As expected, Budget 2019 did not contain any specific transfer pricing related measures. The Minister in his Budget speech further reinforced the significance of Ireland’s Corporation Tax Roadmap that was published on 5 September. The roadmap discusses the timings and procedures of Ireland’s commitments made through EU directives, the OECD base erosion and profit shifting (BEPS) final reports, and the recommendations set out in the 2017 Coffey Review, which includes transfer pricing.
Although the roadmap does not commit to any definite transfer pricing changes in Ireland, the Minister clarified in his speech that through the roadmap he is committed to a review and update of Ireland’s transfer pricing rules in 2019 to ensure it is in line with new international best practice.

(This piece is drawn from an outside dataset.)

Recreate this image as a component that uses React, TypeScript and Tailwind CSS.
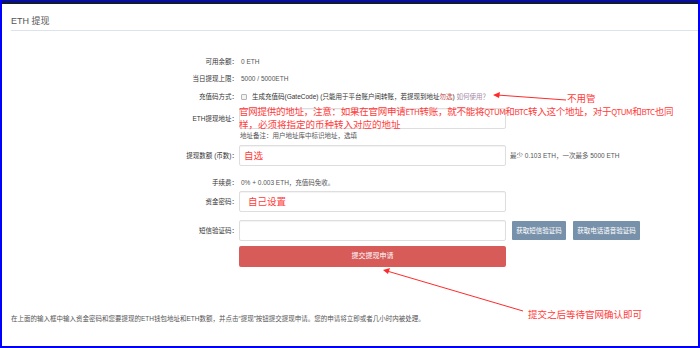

The roadmap is a useful tool for companies with cross-border operations and within the scope of Irish transfer pricing law to prepare accurately the resources needed and to plan ahead to ensure compliance with the proposed new standards. The enactment of some of the recommendations into Irish transfer pricing law is likely to increase the compliance burden and costs for companies and these would need to be assessed carefully.
The roadmap confirms that Ireland will update domestic transfer pricing rules in Finance Bill 2019 with effect from 1 January 2020. The updated transfer pricing rules are likely to be incorporated into Irish law in the Finance Act 2019.

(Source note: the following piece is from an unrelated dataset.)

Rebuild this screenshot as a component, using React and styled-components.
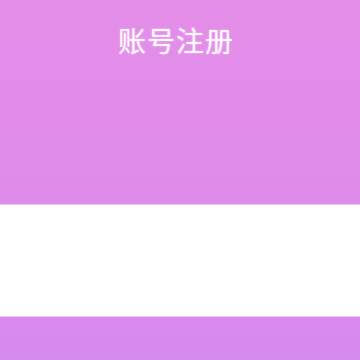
import React from "react";
import styled, { createGlobalStyle } from "styled-components";

const GlobalStyle = createGlobalStyle`
  html, body {
    margin: 0;
    padding: 0;
  }
  body {
    font-family: "Noto Sans CJK SC", "Noto Sans", sans-serif;
  }
`;

const Page = styled.div`
  width: 360px;
  height: 360px;
  display: flex;
  flex-direction: column;
  background: linear-gradient(180deg, #e48ee9 0%, #df8bea 55%, #d689ef 100%);
  overflow: hidden;
`;

const Header = styled.div`
  height: 205px;
  display: flex;
  justify-content: center;
  padding-top: 22px;
  box-sizing: border-box;
`;

const Title = styled.h1`
  margin: 0;
  font-size: 28px;
  font-weight: 400;
  line-height: 36px;
  letter-spacing: 1px;
  color: rgba(255, 255, 255, 0.92);
  text-shadow: 0 0 2px rgba(255, 255, 255, 0.6);
  transform: translateX(-4px);
`;

const FormBand = styled.div`
  height: 111px;
  background: #ffffff;
  box-shadow: 0 -1px 0 #f0c4f5, 0 1px 0 #f0c4f5;
`;

export default function App() {
  return (
    <>
      <GlobalStyle />
      <Page>
        <Header>
          <Title>账号注册</Title>
        </Header>
        <FormBand />
      </Page>
    </>
  );
}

A public consultation in early 2019 will be launched to allow stakeholders’ input on some of the complex transfer pricing issues recommended in the Coffey Review, ahead of the implementation of the new rules. The updated Irish transfer pricing rules will look to validate Ireland’s commitment to seek greater alignment of taxable profits with the location of economic substance and value creation.
While certain aspects of BEPS Action 13 were enacted in 2015 (Country by Country reporting), the remaining transfer pricing recommendations were not formally legislated for in Ireland. The roadmap concludes that it is important for changes to the Irish rules to be made in a careful and considered manner as one coherent package, rather than in a piecemeal approach over a number of years.

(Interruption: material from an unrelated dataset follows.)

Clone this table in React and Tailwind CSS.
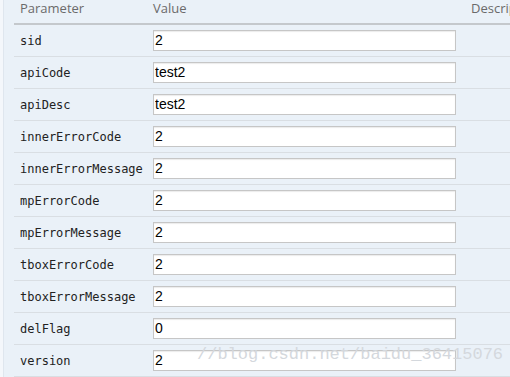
import React from 'react';

const rows = [
  ['sid', '2'],
  ['apiCode', 'test2'],
  ['apiDesc', 'test2'],
  ['innerErrorCode', '2'],
  ['innerErrorMessage', '2'],
  ['mpErrorCode', '2'],
  ['mpErrorMessage', '2'],
  ['tboxErrorCode', '2'],
  ['tboxErrorMessage', '2'],
  ['delFlag', '0'],
  ['version', '2'],
];

const App = () => {
  return (
    <div className="relative h-[377px] w-[510px] overflow-hidden bg-[#eaf1f8] flex">
      {/* left edge strip */}
      <div className="w-[4px] shrink-0 bg-[#f4f7fb] border-r border-[#dfe6ee]" />
      <div className="ml-[10px] flex-1 min-w-0">
        {/* header */}
        <div className="h-[25px] border-b-2 border-[#c4c8cc] flex items-start text-[13px] leading-[16px] text-[#6a6a6a] font-['Open_Sans',sans-serif]">
          <div className="w-[139px] pl-[6px] shrink-0">Parameter</div>
          <div className="w-[318px] shrink-0">Value</div>
          <div className="whitespace-nowrap">Description</div>
        </div>
        {rows.map(([name, value]) => (
          <div key={name} className="h-[32px] border-b border-[#d9dee3] flex items-center">
            <div className="w-[139px] pl-[6px] shrink-0 font-['DejaVu_Sans_Mono',monospace] text-[12px] text-[#222]">
              {name}
            </div>
            <input
              readOnly
              value={value}
              className="w-[303px] h-[21px] bg-white border border-[#c6c6c6] shadow-[inset_0_1px_1px_rgba(0,0,0,0.08)] px-[1px] font-['Liberation_Sans',Arial,sans-serif] text-[14px] text-black outline-none"
            />
          </div>
        ))}
      </div>
      {/* watermark */}
      <div className="absolute left-[197px] top-[345px] font-['Liberation_Mono',monospace] text-[17px] leading-[20px] text-[#d4d8dd] pointer-events-none whitespace-nowrap">
        //blog.csdn.net/baidu_36415076
      </div>
    </div>
  );
};

export default App;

The transfer pricing changes as discussed in the roadmap and contained in the Coffey Review include:
I. With reference to adoption of the OECD’s 2017 Transfer Pricing Guidelines, Ireland is looking to introduce legislation in Finance Act 2019 to update Ireland’s transfer pricing rules with effect from 1 January 2020.
II. The changes that are intended to be launched to a public consultation in early 2019 include:
- extending Ireland’s transfer pricing regime to non-trading and capital transactions;
- application of transfer pricing rules to small and medium enterprises (removal of current SME exemption); and
- application of transfer pricing legislation to pre 1 July 2010 grandfathered arrangements and bringing them within the scope of transfer pricing law.
In our view, it is likely that most, if not all, of the above proposed changes will be implemented into domestic law. The next few years are likely to see fundamental changes to Irish transfer pricing and companies should review their current transfer pricing arrangements, both financial and non-financial transactions, and business models, to assess their readiness to deal with the changes in a timely manner. With more aggressive positions taken recently by tax authorities on transfer pricing audits, companies need to be well informed of the various tax reforms and be aligned with globally agreed transfer pricing standards.